Самое изящное решение предложил А. Момильяно. Годичное служение надежно засвидетельствовано относительно эллинистической эпохи (Страбон, Сервий, схолии к стиху 1141 «Александры», Элиан). Оно также не исключено для эпохи архаики и классики (Эней), но мы можем предполагать и существование более длительной и тяжелой литургии, которая, вероятно, была смягчена после ее возобновления[719]. Но как тогда объяснить версию Ликофрона и (если прав Момильяно) Тимея? Признать, что пророчество Кассандры ни на чем не основано? Напрашивается следующий ответ: Тимей (конец IV в. до н. э.) и Ликофрон (начало III в. до н. э.) писали как раз в то время, когда отправление ритуала было приостановлено[720], и, следовательно, могли позволить себе некоторые «барочные фантазии». Используя произведения Ликофрона в качестве источника, более поздние поэты и мифографы охотно заимствовали его версию.

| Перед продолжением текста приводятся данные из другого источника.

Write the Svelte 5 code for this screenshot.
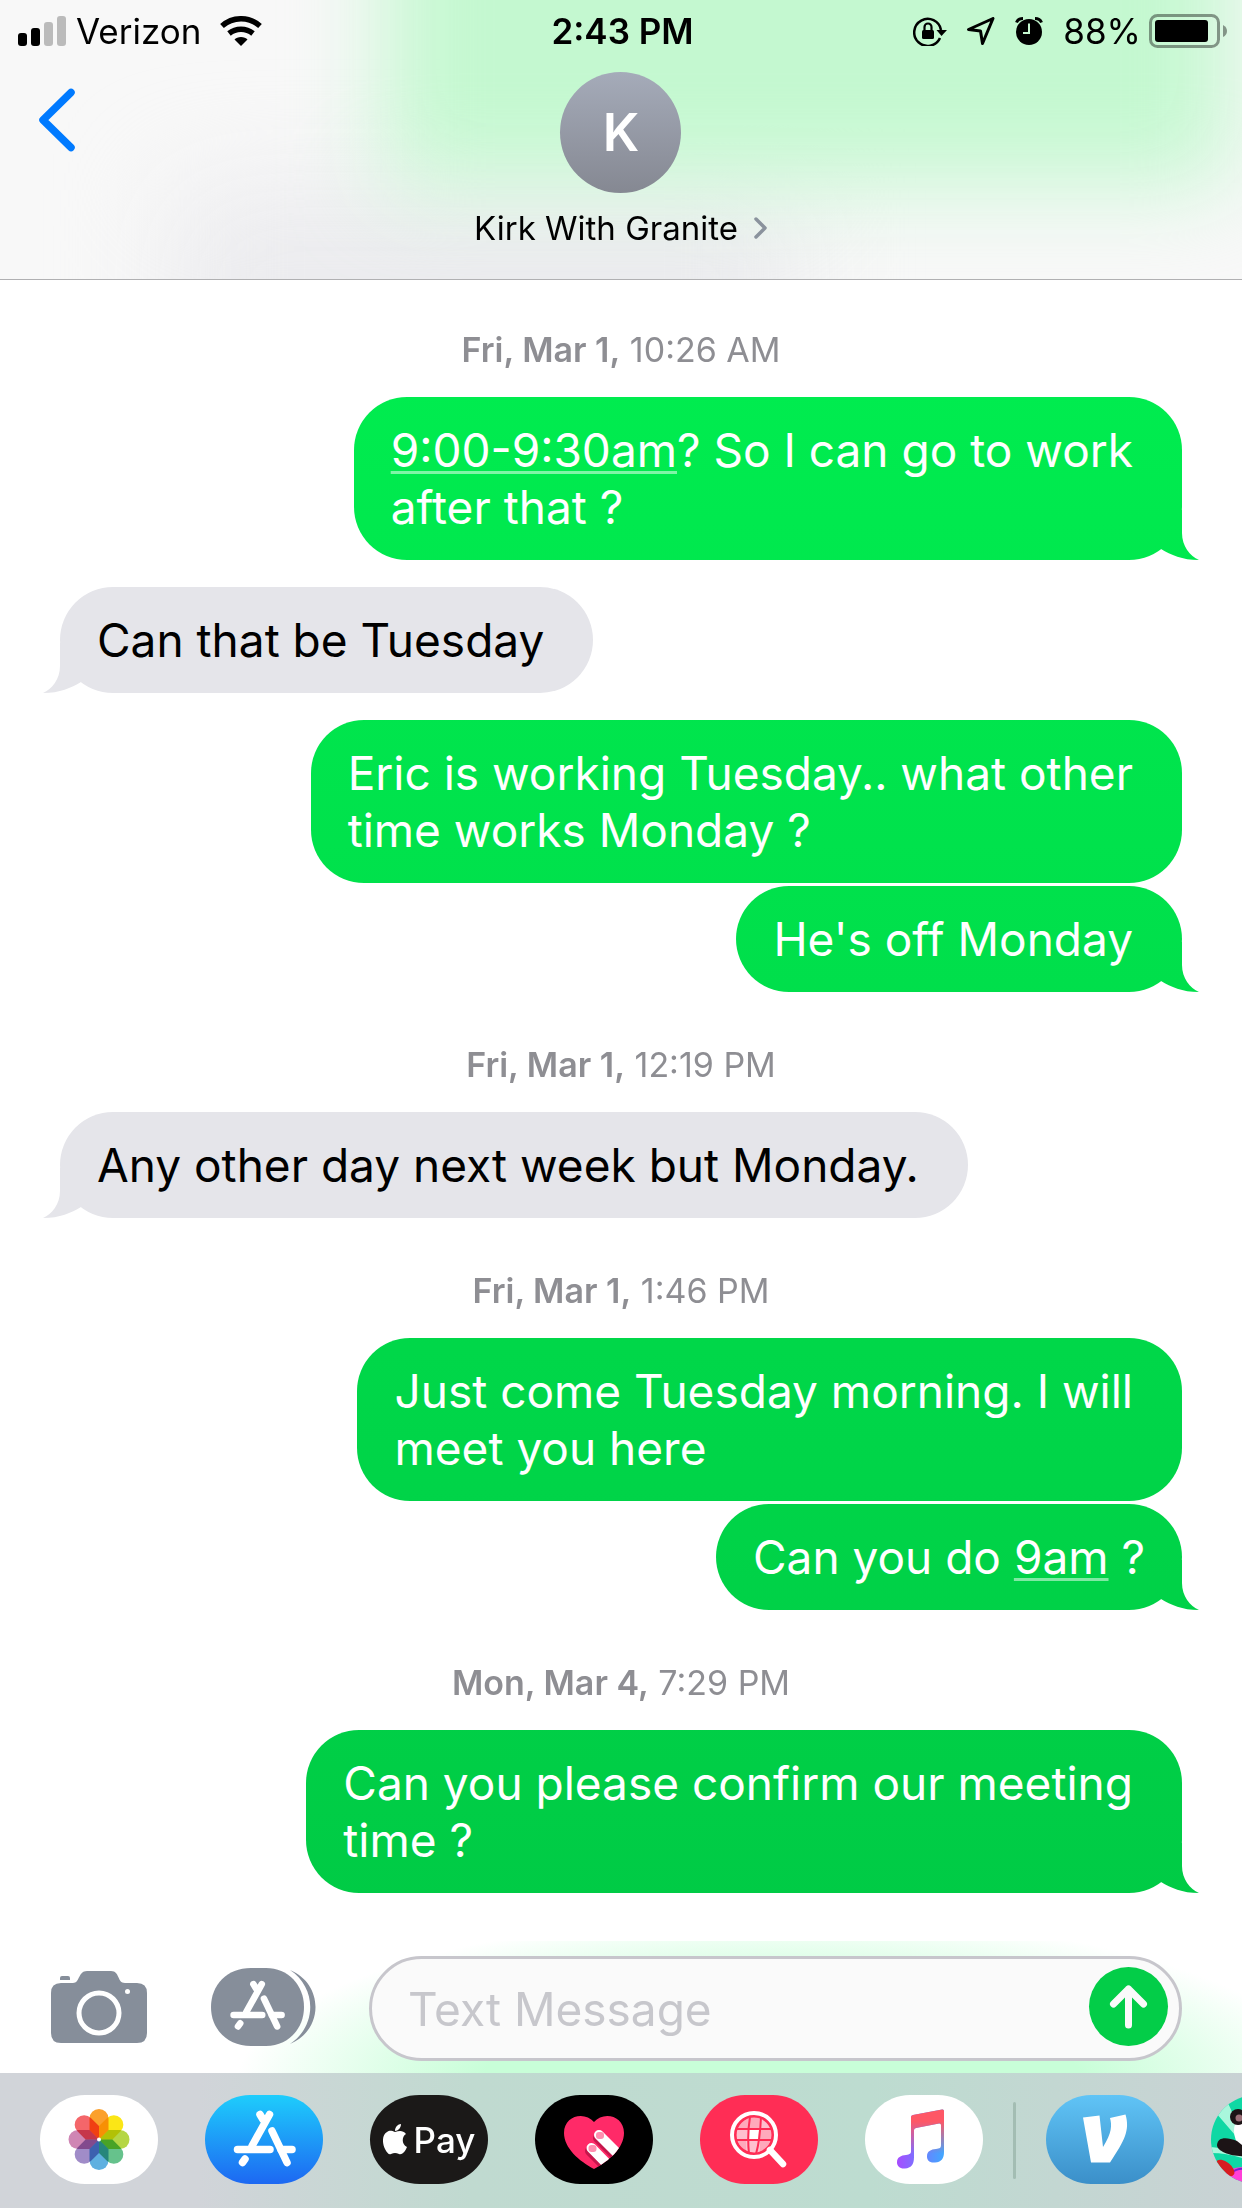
<script>
  const items = [
    { kind: 'stamp', day: 'Fri, Mar 1,', time: '10:26 AM' },
    { kind: 'out', tail: true, lines: [[{ event: '9:00-9:30am' }, '? So I can go to work'], ['after that ?']] },
    { kind: 'in', tail: true, lines: [['Can that be Tuesday']] },
    { kind: 'out', lines: [['Eric is working Tuesday.. what other'], ['time works Monday ?']] },
    { kind: 'out', tail: true, joined: true, lines: [["He's off Monday"]] },
    { kind: 'stamp', day: 'Fri, Mar 1,', time: '12:19 PM' },
    { kind: 'in', tail: true, lines: [['Any other day next week but Monday.']] },
    { kind: 'stamp', day: 'Fri, Mar 1,', time: '1:46 PM' },
    { kind: 'out', lines: [['Just come Tuesday morning. I will'], ['meet you here']] },
    { kind: 'out', tail: true, joined: true, snug: true, lines: [['Can you do ', { event: '9am' }, ' ?']] },
    { kind: 'stamp', day: 'Mon, Mar 4,', time: '7:29 PM' },
    { kind: 'out', tail: true, lines: [['Can you please confirm our meeting'], ['time ?']] },
  ];
  const pill = 'M45 0H73C98 0 118 20 118 44.5S98 89 73 89H45C20 89 0 69 0 44.5S20 0 45 0Z';
  const petals = [
    [0, '#fba02c'], [45, '#fbe616'], [90, '#b5d645'], [135, '#66c28c'],
    [180, '#5fb0e0'], [225, '#a08cc8'], [270, '#cf86b4'], [315, '#f4666a'],
  ];
</script>

{#snippet appMark()}
  <g fill="none" stroke="currentColor" stroke-width="7.5" stroke-linecap="round">
    <path d="M55 19.500L58 24.500M64.500 19.500L47 51" />
    <path d="M32.500 54.500H65" />
    <path d="M76 54.500H87" />
    <path d="M40 64L37.500 67.500" />
    <path d="M67 36L82 67.500" />
  </g>
{/snippet}

<div class="phone">
  <header>
    <div class="status">
      <div class="carrier">
        <svg width="49" height="30" viewBox="0 0 49 30" aria-hidden="true">
          <rect x="0" y="17" width="9" height="13" rx="3" /><rect x="13" y="12" width="9" height="18" rx="3" />
          <rect x="26" y="6" width="9" height="24" rx="3" fill="#bbb" /><rect x="39" y="0" width="9" height="30" rx="3" fill="#bbb" />
        </svg>
        <span>Verizon</span>
        <svg class="wifi" width="42" height="30" viewBox="0 0 42 30" aria-hidden="true">
          <path d="M21 30L14.500 23.500C17 20 25 20 27.500 23.500Z" />
          <path d="M2 10A28.500 28.500 0 0 1 40 10M9 17.500A19 19 0 0 1 33 17.500" fill="none" stroke="#000" stroke-width="5.500" />
        </svg>
      </div>
      <time>2:43 PM</time>
      <div class="indicators">
        <svg width="34" height="30" viewBox="0 0 34 30" aria-hidden="true">
          <path d="M27 22A13.500 13.500 0 1 1 28 14" fill="none" stroke="#000" stroke-width="2.500" />
          <path d="M23.500 14H34L28.500 20Z" /><rect x="9" y="14" width="12" height="9" rx="1.500" />
          <path d="M11.500 15V11a3.500 3.500 0 0 1 7 0V15" fill="none" stroke="#000" stroke-width="2.200" />
        </svg>
        <svg width="28" height="28" viewBox="0 0 28 28" aria-hidden="true"><path d="M1.500 12.500L26 1.500 15.500 26.500 13.500 14Z" fill="none" stroke="#000" stroke-width="3" stroke-linejoin="round" /></svg>
        <svg width="28" height="28" viewBox="0 0 28 28" aria-hidden="true">
          <circle cx="14" cy="15" r="13" /><path d="M1.500 5.500Q3 1.500 8 1.500M26.500 5.500Q25 1.500 20 1.500" fill="none" stroke="#000" stroke-width="3" />
          <path d="M14 6.500V16H8" fill="none" stroke="#c6f8d0" stroke-width="2" />
        </svg>
        <span>88%</span>
        <svg class="battery" width="78" height="34" viewBox="0 0 78 34" aria-hidden="true">
          <rect x="1.500" y="1.500" width="68" height="31" rx="7" fill="none" stroke="#000" stroke-opacity=".4" stroke-width="3" />
          <rect x="6" y="6" width="53" height="22" rx="3" /><path d="M74 11q4 2 4 6t-4 6z" fill-opacity=".4" />
        </svg>
      </div>
    </div>
    <div class="nav">
      <button class="back" aria-label="Back"><svg width="38" height="64" viewBox="0 0 38 64"><path d="M33 4.500L5 32 33 59.500" fill="none" stroke="#007aff" stroke-width="7.500" stroke-linecap="round" stroke-linejoin="round" /></svg></button>
      <button class="contact">
        <span class="avatar">K</span>
        <span class="name">Kirk With Granite <svg width="14" height="22" viewBox="0 0 14 22"><path d="M2 2l9 9-9 9" fill="none" stroke="#8a929d" stroke-width="3.500" stroke-linecap="round" stroke-linejoin="round" /></svg></span>
      </button>
    </div>
  </header>

  <main>
    {#each items as m}
      {#if m.kind === 'stamp'}
        <p class="stamp"><b>{m.day}</b> {m.time}</p>
      {:else}
        <p class="bubble {m.kind}" class:tail={m.tail} class:joined={m.joined} class:snug={m.snug}>{#each m.lines as line}<span class="line">{#each line as part}{#if part.event}<a href="#event">{part.event}</a>{:else}{part}{/if}{/each}</span>{/each}</p>
      {/if}
    {/each}
  </main>

  <footer>
    <form class="compose" onsubmit={(e) => e.preventDefault()}>
      <button type="button" class="tool" aria-label="Camera">
        <svg width="96" height="72" viewBox="0 0 96 72">
          <path fill="#868e9a" d="M9 9V7Q9 5 11 5H17Q19 5 19 7V9ZM10 12H22C29 12 27 0 36 0H60C69 0 66 12 74 12H86Q96 12 96 22V62Q96 72 86 72H10Q0 72 0 62V22Q0 12 10 12Z" />
          <circle cx="48" cy="42" r="20" fill="none" stroke="#fff" stroke-width="5" /><circle cx="76.500" cy="20.500" r="2.500" fill="#fff" />
        </svg>
      </button>
      <button type="button" class="tool apps" aria-label="Apps">
        <svg width="105" height="78" viewBox="0 0 105 78">
          <path fill="#868e9a" d="M40 0H55C77 0 93 17 93 39S77 78 55 78H40C16 78 0 61 0 39S16 0 40 0Z" />
          <path fill="#868e9a" d="M79 2C113 16 113 62 79 76C106 58 106 20 79 2Z" />
          <g color="#fff" transform="translate(-6 -1) scale(.88)">{@render appMark()}</g>
        </svg>
      </button>
      <div class="field">
        <input type="text" placeholder="Text Message" aria-label="Text Message" />
        <button class="send" aria-label="Send"><svg width="79" height="79" viewBox="0 0 79 79"><path d="M39.500 58V22M24.500 37L39.500 22 54.500 37" fill="none" stroke="#fafafa" stroke-width="7" stroke-linecap="round" stroke-linejoin="round" /></svg></button>
      </div>
    </form>
    <nav class="dock" aria-label="Message apps">
      <button aria-label="Photos"><svg width="118" height="89" viewBox="0 0 118 89"><path d={pill} fill="#fff" />
        <g class="petals">{#each petals as [a, c]}<path d="M49.500 23.500a9.500 9.500 0 0 1 19 0V35L59 44.500L49.500 35Z" fill={c} transform="rotate({a} 59 44.500)" />{/each}</g>
        <circle cx="59" cy="44.500" r="2" fill="#fff" /></svg></button>
      <button aria-label="App Store"><svg width="118" height="89" viewBox="0 0 118 89">
        <defs><linearGradient id="store" x2="0" y2="1"><stop stop-color="#1ecdfc" /><stop offset="1" stop-color="#1d68f2" /></linearGradient></defs>
        <path d={pill} fill="url(#store)" /><g color="#fff">{@render appMark()}</g></svg></button>
      <button class="pay" aria-label="Apple Pay">
        <svg width="25" height="31" viewBox="0 0 25 31"><path fill="#fff" d="M12 8C8 6 6 6.500 4 8C-1 11-1 19 2 25C4 29 6 31 8 30C11 28.500 13 28.500 16 30C19 31 22 28 24 23C18 20 19 12 23 10C20 6.500 17 6.500 12 8ZM12 7C12 3 15 0 18 0C18 4 15 7 12 7Z" /></svg><span>Pay</span></button>
      <button aria-label="Digital Touch"><svg width="118" height="89" viewBox="0 0 118 89"><path d={pill} />
        <clipPath id="heart"><path d="M59 74C44 66 29 53 29 38C29 20 50 16 59 27C68 16 89 20 89 38C89 53 74 66 59 74Z" /></clipPath>
        <g clip-path="url(#heart)"><path d="M0 0H118V89H0Z" fill="#ff2a68" />
          <g stroke-linecap="round" stroke-width="10"><path d="M63 43L88 68M55 56L80 81" stroke="#c5164c" /><path d="M64 40L90 66M56.500 53L80 77" stroke="#fff" /></g>
          <g fill="#ff8fb0"><rect x="61" y="37" width="8" height="7" rx="3" /><rect x="53.500" y="50" width="8" height="7" rx="3" /></g></g></svg></button>
      <button aria-label="Images"><svg width="118" height="89" viewBox="0 0 118 89"><path d={pill} fill="#ff2d55" />
        <circle cx="54" cy="40" r="18" fill="#ffa9bb" /><path d="M37 33h11l-1 11H37zM60 22h10v12H60zM46 46h14v12H46z" fill="#ffd0da" opacity=".6" /><path d="M49 34h10l-1 10h-10z" fill="#fff" />
        <path d="M50 22Q47 40 49 59M61 22Q60 45 56 59M36 34H72M36 45H72" fill="none" stroke="#ff2d55" stroke-width="2" />
        <circle cx="54" cy="40" r="19" fill="none" stroke="#ff2d55" stroke-width="3" /><circle cx="54" cy="40" r="22" fill="none" stroke="#fff" stroke-width="4" />
        <path d="M70 55L83 69" stroke="#fff" stroke-width="6.500" stroke-linecap="round" /></svg></button>
      <button aria-label="Music"><svg width="118" height="89" viewBox="0 0 118 89"><path d={pill} fill="#fff" />
        <defs><linearGradient id="tune" x2="1"><stop stop-color="#a74cff" /><stop offset=".4" stop-color="#7b72ff" /><stop offset="1" stop-color="#40a8ff" /></linearGradient>
        <linearGradient id="fade" x2="0" y2="1"><stop offset=".2" stop-color="#fe5766" /><stop offset=".75" stop-color="#fe5766" stop-opacity="0" /></linearGradient></defs>
        {#each ['url(#tune)', 'url(#fade)'] as paint}
          <path fill={paint} d="M46 22Q46 20.500 48 20L77 14.500Q79 14 79 16V57C79 64 76 67 70 67.500C64 68 62 65 62 61.500C62 56 66 54.500 71 54C75 53.500 76 53 76 50V30Q76 28 74 28.500L51 33Q49 33.500 49 35V62C49 70 46 73 40 73.500C35 74 32 71 32 67.500C32 62 36 60.500 41 60C45 59 46 59 46 56Z" />
        {/each}</svg></button>
      <span class="divider"></span>
      <button aria-label="Venmo"><svg width="118" height="89" viewBox="0 0 118 89">
        <defs><linearGradient id="venmo" x2="0" y2="1"><stop stop-color="#60c4f6" /><stop offset="1" stop-color="#3b8fc9" /></linearGradient></defs>
        <path d={pill} fill="url(#venmo)" /><path fill="#fff" d="M37 22.500L53.500 20.500L57 52C66 38 66 30 64 23L79.500 19.500C84 35 79 45 64 67.500H45Z" /></svg></button>
      <button aria-label="Panda Pop"><svg width="118" height="89" viewBox="0 0 118 89">
        <clipPath id="edge"><path d={pill} /></clipPath>
        <g clip-path="url(#edge)"><path d="M0 0H118V89H0Z" fill="#0fd8a4" /><path d="M5 18L24 40 30 36 16 6ZM0 58C16 58 30 62 50 70V58L0 52Z" fill="#a9f7dc" />
          <ellipse cx="34" cy="80" rx="20" ry="8" fill="#ff3fd8" /><path d="M20 78Q30 70 42 77" fill="none" stroke="#7a1fd0" stroke-width="2" /><ellipse cx="14" cy="73" rx="11" ry="6" fill="#d81c20" transform="rotate(38 14 73)" />
          <ellipse cx="45" cy="36" rx="22" ry="23" fill="#fff" /><path d="M6 50C7 42 15 42 26 46L44 60C28 64 6 58 6 50Z" fill="#1c1416" /><circle cx="27" cy="22" r="8" fill="#1c1416" /><circle cx="28" cy="23" r="3.500" fill="#9b6f78" /></g></svg></button>
    </nav>
  </footer>
</div>

<style>
  :global(body) { background: #fff; }
  * { box-sizing: border-box; }
  .phone { min-height: 100vh; display: flex; flex-direction: column; font-family: Inter, "Liberation Sans", sans-serif; color: #000; overflow: hidden; }
  button { border: 0; padding: 0; background: none; color: inherit; font: inherit; }
  svg { display: block; flex: none; }

  header { position: relative; height: 280px; background: #f8f8f8; border-bottom: 1px solid #b0b0b2; overflow: hidden; }
  header::before, header::after { content: ""; position: absolute; }
  header::before { inset: 190px 36% -120px 14%; background: #ebebee; filter: blur(55px); }
  header::after { inset: -240px 1% 96px 31%; background: #c4f8d0; filter: blur(46px); }
  .status, .nav { position: relative; z-index: 1; }
  .status { display: grid; grid-template-columns: 1fr auto 1fr; align-items: center; height: 61px; padding: 0 15px 0 18px; font-size: 35px; }
  .carrier, .indicators { display: flex; align-items: center; }
  .carrier { gap: 9px; }
  .wifi { margin-left: 10px; }
  .status time { font-weight: 600; }
  .indicators { justify-content: flex-end; gap: 20px; }
  .battery { margin-left: -12px; }
  .nav { display: flex; justify-content: center; }
  .back { position: absolute; left: 38px; top: 27px; }
  .contact { display: flex; flex-direction: column; align-items: center; padding-top: 11px; gap: 13px; }
  .avatar { width: 121px; height: 121px; border-radius: 50%; background: linear-gradient(#a5abb9, #858892); color: #fff; font-size: 52px; font-weight: 600; line-height: 121px; }
  .name { display: flex; align-items: center; gap: 16px; font-size: 33px; line-height: 44px; }

  main { flex: 1; display: flex; flex-direction: column; padding: 0 60px 48px; }
  .stamp { margin: 0; height: 120px; line-height: 44px; padding-top: 51px; text-align: center; color: #8e8e93; font-size: 34px; }
  .stamp:first-child { height: 117px; padding-top: 48px; }
  .stamp b { font-weight: 600; }
  .bubble { position: relative; max-width: 930px; margin: 0; padding: 25px 49px 24px 37px; border-radius: 53px; font-size: 46px; line-height: 57px; white-space: pre-wrap; }
  .line { display: block; }
  .bubble.snug { padding-right: 37px; }
  .bubble a { color: inherit; text-decoration: underline 3px rgb(255 255 255 / .5); text-underline-offset: 4px; text-decoration-skip-ink: none; }
  .out, .out.tail::after { background: linear-gradient(#00f050 200px, #00ca45 1950px) fixed; }
  .out { align-self: flex-end; color: #fff; }
  .in, .in.tail::after { background: #e5e5ea; }
  .in { align-self: flex-start; }
  .bubble + .bubble { margin-top: 27px; }
  .bubble + .joined { margin-top: 3px; }
  .tail::after { content: ""; position: absolute; bottom: 0; width: 60px; height: 50px; }
  .out.tail::after { right: -18px; clip-path: path("M42 0V23C42 36 50 46 59 50C42 50 31 45 21 39L14 30V0Z"); }
  .in.tail::after { left: -18px; clip-path: path("M18 0V23C18 36 10 46 1 50C18 50 29 45 39 39L46 30V0Z"); }

  .compose { display: flex; align-items: center; height: 132px; padding: 15px 60px 12px 51px; background: radial-gradient(44% 130% at 63% 110%, #c8fed8 0 55%, #fff0 100%), #fff; }
  .tool { margin-bottom: 4px; }
  .apps { margin-left: 64px; }
  .field { flex: 1; min-width: 0; display: flex; align-items: center; height: 105px; margin-left: 53px; padding: 0 11px 0 36px; border: 3px solid #c7c6cc; border-radius: 53px; background: #fafafa; }
  input { flex: 1; min-width: 0; border: 0; outline: 0; padding: 0; background: none; font: inherit; font-size: 46px; }
  input::placeholder { color: #c7c7cc; opacity: 1; }
  .send { width: 79px; height: 79px; margin-bottom: 4px; border-radius: 50%; background: #03cd48; }
  .dock { display: flex; height: 135px; padding: 22px 0 24px 40px; gap: 47px; background: linear-gradient(90deg, #d1d4d9 16%, #c0dad0 38%, #bddcd0 70%, #c9d2d4 100%); overflow: hidden; }
  .dock > * { flex: none; }
  .pay { display: flex; align-items: center; justify-content: center; gap: 6px; width: 118px; height: 89px; border-radius: 50px / 45px; background: #1b1918; color: #fff; font-size: 35px; font-weight: 500; }
  .petals path { mix-blend-mode: multiply; }
  .petals { isolation: isolate; }
  .divider { width: 3px; height: 77px; margin: 7px -17px 0; border-radius: 2px; background: #a3bdb3; }
</style>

И все же это на первый взгляд убедительное объяснение и a fortiori упомянутые здесь другие гипотезы не учитывают одного существенного признака античной литературы, особенно эллинистическо-римской эпохи. А. Момильяно знает о нем лучше, чем кто бы то ни было: древние авторы, как и мы, были читателями текстов, и новую трактовку того или иного события они нередко предлагали не потому, что находили новые документы и факты, а потому, что хорошо (но чаще плохо) читали тексты, присваивали, отвергали или компилировали их.
В свое время И. Вюртхайм (Vürtheim J.) продемонстрировал пример критического чтения литературных текстов[721], связанных с нашим сюжетом. Как объяснить появление восходящей к Тимею версии о младенцах, посылаемых в Илион вместе с их кормилицами, версии, которой позже придерживались Псевдо-Аполлодор и Цец? Очень просто: παρθένοι ένιαυσιαιαι[722], т. е. девушки, которых посылали в Трою на один год, были приняты за годовалых девочек с последующей заменой παρθένοι на βρέφη — младенцев. Одно слово — и целый рассказ выпадает из традиции. Таким же образом можно объяснить и схолию к стиху 1159 «Александры» Ликофрона, гласящую, что вначале локрийцы посылали в Илион двух девушек, а затем — одну. Вероятно, схолиаст обнаружил в своих записях сообщение Сервия об unam puellam и решил совместить эти сведения с теми, которые были ему известны из других источников.